Soloing has two meanings: "going it alone" and being "complete in yourself." . . . But you don't just leave--a company/a career/a paycheck--and cross over to a more satisfying life. There's more to it. There is a mysterious passage to be negotiated, a delicate transition required to go from alone-in-the-desert to complete-in-yourself.

Harriet Rubin, bestselling author of The Princessa: Machiavelli for Women, returns with inspiring advice for professionals dreaming of crossing over from a corporate world of prescribed boundaries to the limitless opportunities of soloing. She describes how people can do great things--things they would never be able to accomplish inside the corporate structure--when they manage or lead no one.

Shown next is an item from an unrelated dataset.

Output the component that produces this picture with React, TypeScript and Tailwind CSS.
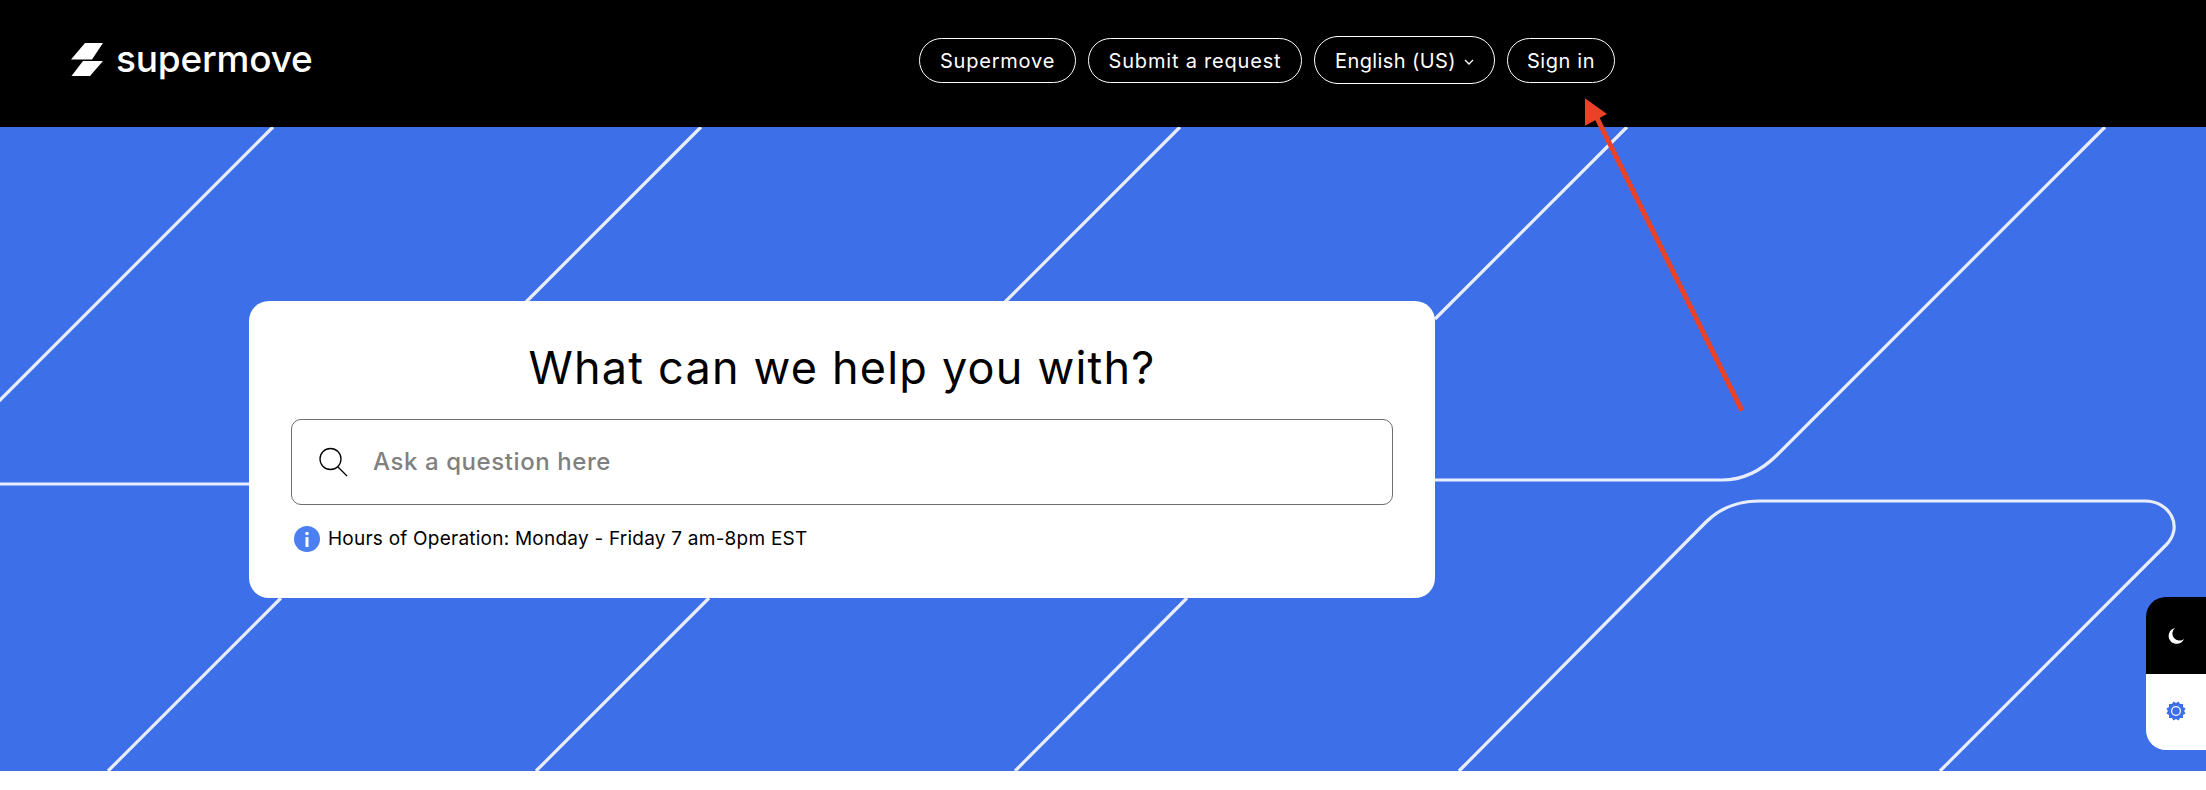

As one successfully navigates the passage toward a truer sense of self that Rubin describes, four invaluable freedoms await:

  • The first freedom is regaining your sense of identity.
    Walk out of any big company and who are you, stripped of that mighty identity? Potentially bigger and better than before. Who were you before the corporate you? To get back one's sense of self is why people go solo.
  • The second freedom is independence.
    Why is working alone so important in doing great work, given that it's also the scariest part? Imagine having complete command and control over your time and the work you do. This is how soloists realize their great strengths: They are reduced to themselves.
  • The third freedom is income.
    You can earn in one year what you earned in two before. Do you work harder to do this? Yes. Do you enjoy it more? Yes. Solo money is alive. Unlike a salary doled out like an allowance from parents, the money earned by soloing is a true emblem of a person's worth.
  • The fourth freedom is illumination.
    A professional builds a career, but a soloist builds a portfolio and a life free of boredom, full of challenge. Direct contact with work itself is direct contact with life.

With insights as diverse as Henry David Thoreau's "I want to be sure the world doesn't change," and Michael Jordan's response to the statement: "There's no 'I' in team,"--"That's right, but there is an 'I' in win,"--Rubin gives readers the chance to bring their dreams into alignment with reality.